After derided preview screenings Columbia Pictures attempted to re-cut the film, but to no avail. Critic John Simon remarked that it "must have arrived in garbage rather than in film cans." Lost Horizon was such a box-office failure that the film gained the nickname "Lost Investment". Bette Midler alluded to it as "Lost Her-Reason" and famously quipped "I never miss a Liv Ullmann musical". Woody Allen quipped "If I could live my life over again I wouldn't change a thing...except for seeing the musical version of Lost Horizon".
The film was selected for inclusion in the book The Fifty Worst Films of All Time, co-written by critic Michael Medved. The film is listed in Golden Raspberry Award founder John Wilson's book The Official Razzie Movie Guide as one of The 100 Most Enjoyably Bad Movies Ever Made.

Soundtrack

In his 2013 autobiography, Burt Bacharach cites Lost Horizon as very nearly ending his musical career. He stated that the songs worked when taken in isolation, but not in the context of the film. The Bacharach-David partnership, which had been long and both critically and financially successful, was effectively terminated by their experiences working on the score. Bacharach felt that the producers were sanctioning weakened versions of his music, and he attempted to exert greater influence over what was being developed. However, this led to him being banned from the editing suite at Todd-AO. Bacharach felt that he had been left to defend his position alone, and that Hal David had been inadequately supportive. This led to an exchange of lawsuits, destroying their professional relationship. Bacharach's own vision of the music was later realised in his album Living Together.
Of the lead actors, only Sally Kellerman, Bobby Van, and James Shigeta perform their own singing. George Kennedy was coached by Bacharach but was not used as a vocalist in the finished film. Olivia Hussey, Peter Finch and Liv Ullmann were dubbed by Andra Willis, Jerry Whitman, and Diana Lee respectively.

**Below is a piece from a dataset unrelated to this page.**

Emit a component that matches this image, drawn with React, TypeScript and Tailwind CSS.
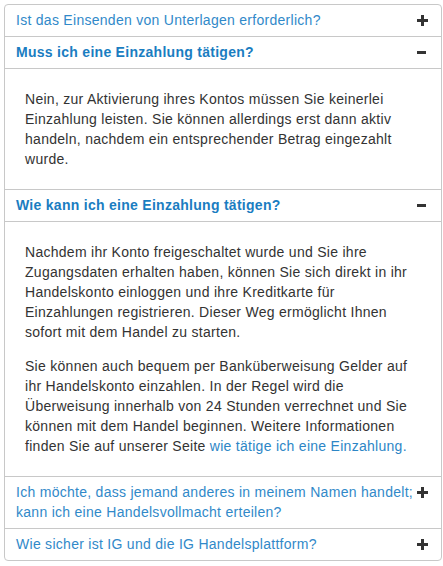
import React, { useState } from 'react';

interface FaqItem {
    id: string;
    question: string;
    answer?: React.ReactNode[];
}

const faqs: FaqItem[] = [
    { id: 'unterlagen', question: 'Ist das Einsenden von Unterlagen erforderlich?' },
    {
        id: 'muss',
        question: 'Muss ich eine Einzahlung tätigen?',
        answer: [
            'Nein, zur Aktivierung ihres Kontos müssen Sie keinerlei Einzahlung leisten. Sie können allerdings erst dann aktiv handeln, nachdem ein entsprechender Betrag eingezahlt wurde.',
        ],
    },
    {
        id: 'wie',
        question: 'Wie kann ich eine Einzahlung tätigen?',
        answer: [
            'Nachdem ihr Konto freigeschaltet wurde und Sie ihre Zugangsdaten erhalten haben, können Sie sich direkt in ihr Handelskonto einloggen und ihre Kreditkarte für Einzahlungen registrieren. Dieser Weg ermöglicht Ihnen sofort mit dem Handel zu starten.',
            <>
                Sie können auch bequem per Banküberweisung Gelder auf ihr Handelskonto einzahlen. In der Regel wird die Überweisung innerhalb von 24 Stunden verrechnet und Sie können mit dem Handel beginnen. Weitere Informationen finden Sie auf unserer Seite{' '}
                <a href="#" className="text-[#2d86c6]">wie tätige ich eine Einzahlung.</a>
            </>,
        ],
    },
    { id: 'vollmacht', question: 'Ich möchte, dass jemand anderes in meinem Namen handelt; kann ich eine Handelsvollmacht erteilen?' },
    { id: 'sicher', question: 'Wie sicher ist IG und die IG Handelsplattform?' },
];

const PlusIcon = () => (
    <svg width="11" height="11" viewBox="0 0 11 11" className="block">
        <rect x="0" y="4" width="11" height="3" fill="#333" />
        <rect x="4" y="0" width="3" height="11" fill="#333" />
    </svg>
);

const MinusIcon = () => (
    <svg width="9" height="3" viewBox="0 0 9 3" className="block">
        <rect x="0" y="0" width="9" height="3" fill="#333" />
    </svg>
);

export default function App() {
    const [open, setOpen] = useState<string[]>(['muss', 'wie']);

    const toggle = (id: string) =>
        setOpen(prev => (prev.includes(id) ? prev.filter(x => x !== id) : [...prev, id]));

    return (
        <div className="pt-1 pl-1 bg-white min-h-[566px] font-['Liberation_Sans',Arial,sans-serif] text-[14px] leading-[20px] tracking-[0.28px]">
            <div className="w-[438px] border border-[#c8c8c8] rounded-[4px] bg-white">
                {faqs.map((item, i) => {
                    const isOpen = open.includes(item.id);
                    return (
                        <div key={item.id} className={i > 0 ? 'border-t border-[#c8c8c8]' : ''}>
                            {/* Kopfzeile */}
                            <button
                                onClick={() => toggle(item.id)}
                                className="w-full flex items-start gap-[2px] pl-[11px] pr-[13px] pt-[5px] pb-[6px] text-left cursor-pointer"
                            >
                                <span className={`flex-1 ${isOpen ? 'font-bold text-[#1a7dc1]' : 'text-[#3189c9]'}`}>
                                    {item.question}
                                </span>
                                <span className="w-[11px] h-5 flex items-center">
                                    {isOpen ? <MinusIcon /> : <PlusIcon />}
                                </span>
                            </button>

                            {isOpen && item.answer && (
                                <div className="border-t border-[#c8c8c8] p-5 text-[#333]">
                                    {item.answer.map((para, j) => (
                                        <p key={j} className={j < item.answer!.length - 1 ? 'mb-[14px]' : ''}>
                                            {para}
                                        </p>
                                    ))}
                                </div>
                            )}
                        </div>
                    );
                })}
            </div>
        </div>
    );
}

Some of the children who provided the singing voices of the children of Shangri-La were Alison Freebairn-Smith, Pamelyn Ferdin, Harry Blackstone III, David Joyce and Jennifer Hicklin.
The soundtrack was moderately more successful than the film, peaking at #56 on the Billboard 200. Commercially successful singles were issued of both the title song, performed by Shawn Phillips, and "Living Together, Growing Together" by The 5th Dimension, the latter being the band's last top 40 hit on the Billboard pop charts. The song "Things I Will Not Miss" was covered by Diana Ross and Marvin Gaye during recording sessions for the 1973 album Diana and Marvin. Tony Bennett recorded "Living Together, Growing Together" and "If I Could Go Back" for MGM/Verve. Richard Harris sang "If I Could Go Back" to the original musical arrangement made for the movie in the 1973 TV special Burt Bacharach in Shangri-La. Bacharach later reworked "Living Together, Growing Together" for his 1974 album of the same name, rewriting the rather ponderous opening verse as a bridge within the song.

Songs

Large parts of the score were deleted after the film's roadshow release. The dance sections of "Living Together, Growing Together" were cut, and "If I Could Go Back", "Where Knowledge Ends ", and "I Come to You" were cut, but restored for the laserdisc release of the film. All of the songs appear on the soundtrack LP and CD. According to the notes on the laserdisc release, Kellerman and Kennedy had a reprise of "Living Together, Growing Together" that was also lost.
Hunter wanted to follow up the movie with another musical Hollywood Hollywood set in Hollywood in the 1930s. It was never made.

Home media

On October 11, 2011, Columbia Classics, the manufacturing-on-demand unit of Sony Pictures Home Entertainment, released a fully restored version of the film on DVD in Region 1, which reinstated all of the elements cut after the roadshow release. The DVD also contains supplemental features, including promos featuring producer Ross Hunter as well as the original song demos played and sung by composer Burt Bacharach. Some of these demos contain different Hal David lyrics from those in the final versions utilized in the film.
On December 11, 2012, Screen Archives Entertainment released an exclusive Blu-ray Disc version of the film, with a 5.1 lossless soundtrack and an isolated film score.